Bowker G. 2007, « The Past and the internet », 20-36, in Karaganis J., Structures of Participation in Digital Culture. Social Science Research Council.
Crate S.A. et M. Nuttall, 2016, Anthropology and Climate Change: From Actions to Transformations. New York, Routledge.
Hakken D., 1999, Cyborgs@Cyberspace? An ethnographer looks to the future. New-York, Routledge, 264p.
Hannerz U., 2003, « Being there…and there…and there ! : Reflections on Multi-Site Ethnography », Ethnography, 4,2 : 201-216.

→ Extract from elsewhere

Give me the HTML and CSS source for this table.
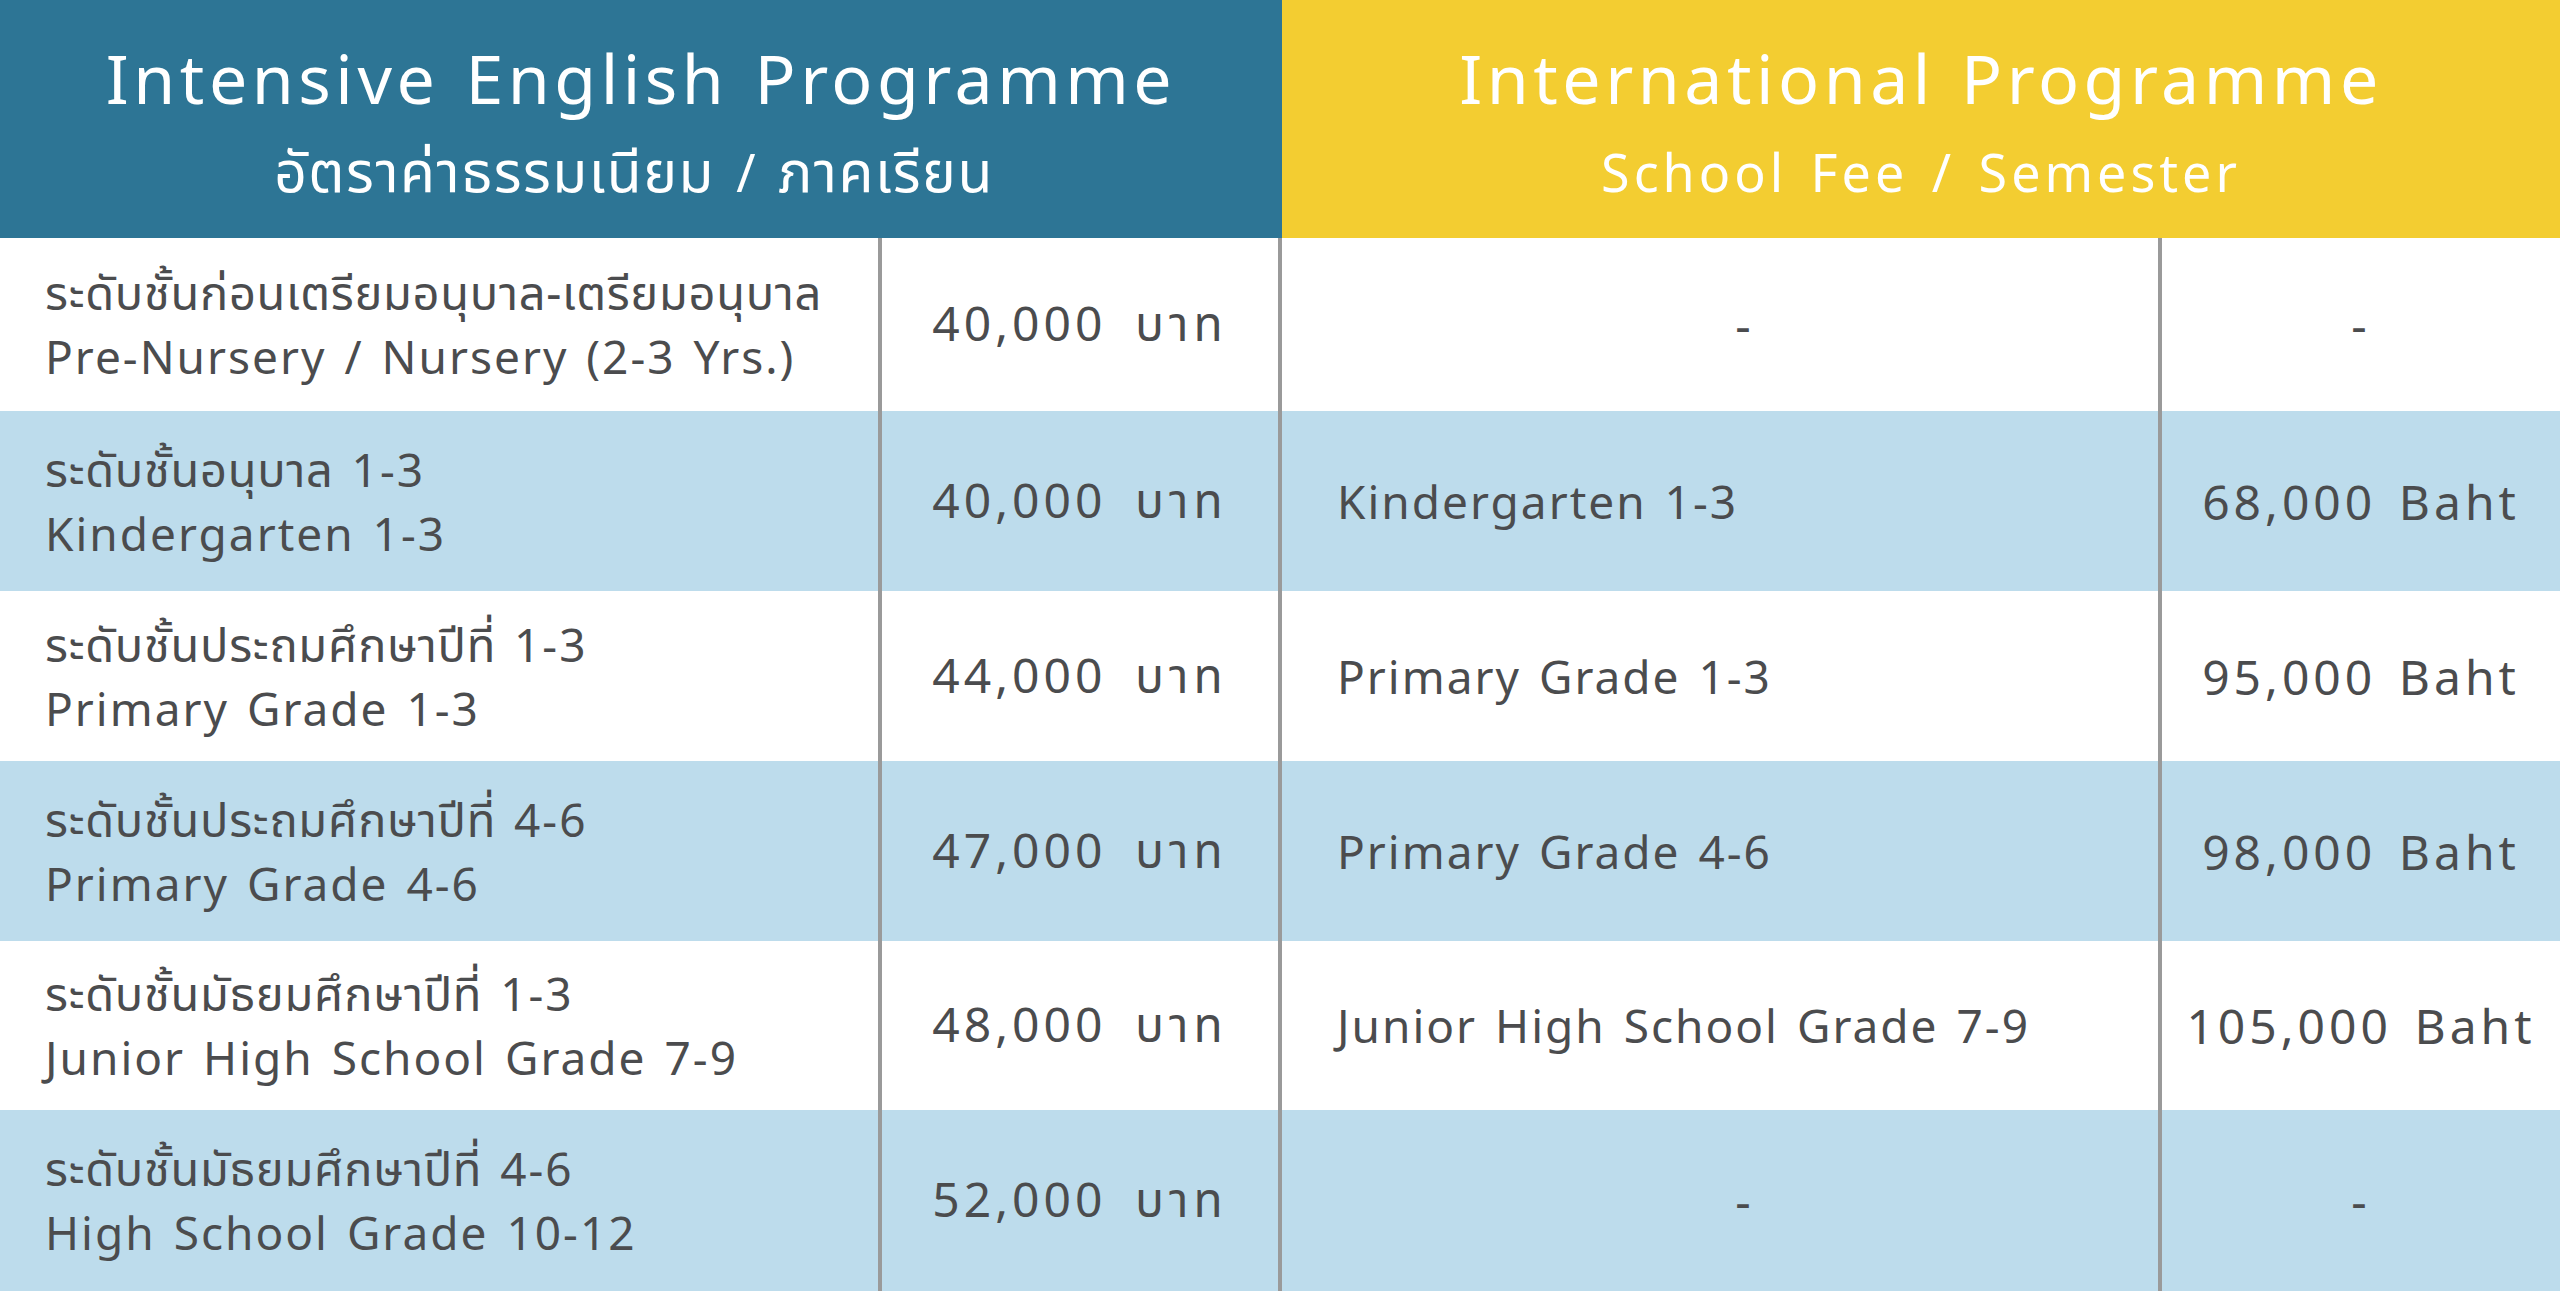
FILE: index.html
```html
<!DOCTYPE html>
<html lang="th">
<head>
<meta charset="utf-8">
<title>School Fee</title>
<link rel="stylesheet" href="styles.css">
</head>
<body>
<div class="fees">
  <div class="head">
    <div class="head-cell head-iep">
      <div class="head-title">Intensive English Programme</div>
      <div class="head-sub head-sub-th"><span class="th">อัตราค่าธรรมเนียม</span> / <span class="th">ภาคเรียน</span></div>
    </div>
    <div class="head-cell head-ip">
      <div class="head-title">International Programme</div>
      <div class="head-sub">School Fee / Semester</div>
    </div>
  </div>

  <div class="row row-white row-a">
    <div class="cell label"><div class="line"><span class="th">ระดับชั้นก่อนเตรียมอนุบาล-เตรียมอนุบาล</span></div><div class="line">Pre-Nursery / Nursery (2-3 Yrs.)</div></div>
    <div class="cell price"><span class="amount">40,000 <span class="th">บาท</span></span></div>
    <div class="cell ip-label dash">-</div>
    <div class="cell price">-</div>
  </div>

  <div class="row row-blue row-b">
    <div class="cell label"><div class="line"><span class="th">ระดับชั้นอนุบาล</span> 1-3</div><div class="line">Kindergarten 1-3</div></div>
    <div class="cell price"><span class="amount">40,000 <span class="th">บาท</span></span></div>
    <div class="cell ip-label">Kindergarten 1-3</div>
    <div class="cell price">68,000 Baht</div>
  </div>

  <div class="row row-white row-c">
    <div class="cell label"><div class="line"><span class="th">ระดับชั้นประถมศึกษาปีที่</span> 1-3</div><div class="line">Primary Grade 1-3</div></div>
    <div class="cell price"><span class="amount">44,000 <span class="th">บาท</span></span></div>
    <div class="cell ip-label">Primary Grade 1-3</div>
    <div class="cell price">95,000 Baht</div>
  </div>

  <div class="row row-blue row-b">
    <div class="cell label"><div class="line"><span class="th">ระดับชั้นประถมศึกษาปีที่</span> 4-6</div><div class="line">Primary Grade 4-6</div></div>
    <div class="cell price"><span class="amount">47,000 <span class="th">บาท</span></span></div>
    <div class="cell ip-label">Primary Grade 4-6</div>
    <div class="cell price">98,000 Baht</div>
  </div>

  <div class="row row-white row-d">
    <div class="cell label"><div class="line"><span class="th">ระดับชั้นมัธยมศึกษาปีที่</span> 1-3</div><div class="line">Junior High School Grade 7-9</div></div>
    <div class="cell price"><span class="amount">48,000 <span class="th">บาท</span></span></div>
    <div class="cell ip-label">Junior High School Grade 7-9</div>
    <div class="cell price">105,000 Baht</div>
  </div>

  <div class="row row-blue row-e">
    <div class="cell label"><div class="line"><span class="th">ระดับชั้นมัธยมศึกษาปีที่</span> 4-6</div><div class="line">High School Grade 10-12</div></div>
    <div class="cell price"><span class="amount">52,000 <span class="th">บาท</span></span></div>
    <div class="cell ip-label dash">-</div>
    <div class="cell price">-</div>
  </div>
</div>
</body>
</html>
```

FILE: styles.css
```css
html, body {
  margin: 0;
  padding: 0;
  background: #ffffff;
}

body {
  font-family: "Noto Sans", "Noto Sans Thai", "DejaVu Sans", sans-serif;
  color: #4b4c4e;
}

.th {
  font-family: "Noto Sans Thai", "Noto Sans", sans-serif;
}

.fees {
  width: 2560px;
  height: 1292px;
  display: flex;
  flex-direction: column;
  overflow: hidden;
}

.head {
  display: grid;
  grid-template-columns: 1282px 1278px;
  height: 238px;
}

.head-cell {
  display: flex;
  flex-direction: column;
  align-items: center;
  padding-top: 38px;
  color: #ffffff;
}

.head-iep {
  background: #2d7595;
}

.head-ip {
  background: #f3cd31;
}

.head-title {
  font-size: 68px;
  line-height: 80px;
  letter-spacing: 4.5px;
  word-spacing: 4px;
}

.head-sub {
  font-size: 52px;
  line-height: 64px;
  margin-top: 22px;
  letter-spacing: 4px;
  word-spacing: 6px;
}

.head-sub-th {
  letter-spacing: 1.5px;
  word-spacing: 6px;
  margin-left: -14px;
}

.head-sub-th .th {
  font-size: 57px;
}

.row {
  display: grid;
  grid-template-columns: 878px 400px 880px 402px;
}

.row-white { background: #ffffff; }
.row-blue { background: #bddcec; }

.row-a { height: 173px; }
.row-b { height: 180px; }
.row-c { height: 170px; }
.row-d { height: 169px; }
.row-e { height: 181px; }

.cell {
  box-sizing: border-box;
  display: flex;
  align-items: center;
  font-size: 46px;
  line-height: 61px;
  letter-spacing: 2px;
  word-spacing: 4px;
}

.cell + .cell {
  border-left: 4px solid #9a9a9a;
}

.label {
  flex-direction: column;
  align-items: flex-start;
  justify-content: center;
  padding-left: 45px;
}

.line {
  white-space: nowrap;
}

.label .th {
  font-size: 47px;
  letter-spacing: 0.7px;
}

.price {
  justify-content: center;
  font-size: 48px;
  letter-spacing: 4px;
  word-spacing: 6px;
}

.amount {
  white-space: nowrap;
  word-spacing: 12px;
}

.price .th {
  letter-spacing: 5px;
}

.ip-label {
  padding-left: 55px;
  white-space: nowrap;
}

.ip-label.dash {
  justify-content: center;
  padding-left: 48px;
  font-size: 48px;
}
```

Johnson, D.R., Scheitle, C.P., et Ecklund, E.H., 2019, « Beyond the In-Person Interview? How Interview Quality Varies Across In-person, Telephone, and Skype Interviews », Social Science Computer Review, 39, 6: 1142-1158.
Latzko-Toth G., Bonneau C., et Millette M., 2020, « La densification des données : revaloriser la recherche qualitative à l’ère des données massives », 181-194, in Millette M., Millerand F., Myles D. et Latzko-Toth G., Méthodes de recherche en contexte numérique : une orientation qualitative. Montréal. Les presses de l’université de Montréal, 312 p.
Millette M., Millerand F., Myles D. et Latzko-Toth G., 2020, « Introduction », 15-22, in Millette M., Millerand F., Myles D. et Latzko-Toth G., Méthodes de recherche en contexte numérique : une orientation qualitative. Montréal. Les presses de l’université de Montréal, 312 p.
Pasquier D., 2020, « Préface », 7-12, in Millette M., Millerand F., Myles D. et Latzko-Toth G., Méthodes de recherche en contexte numérique : une orientation qualitative. Montréal. Les presses de l’université de Montréal, 312 p.
Rheingold H., 1995, Les communautés virtuelles. Paris. Addison-Wesley France (traduit par L. Lumbroso).
Seta, G., 2020, « Three lies of digital ethnography », Journal of Digital Social Research, 2, 1: 77-97.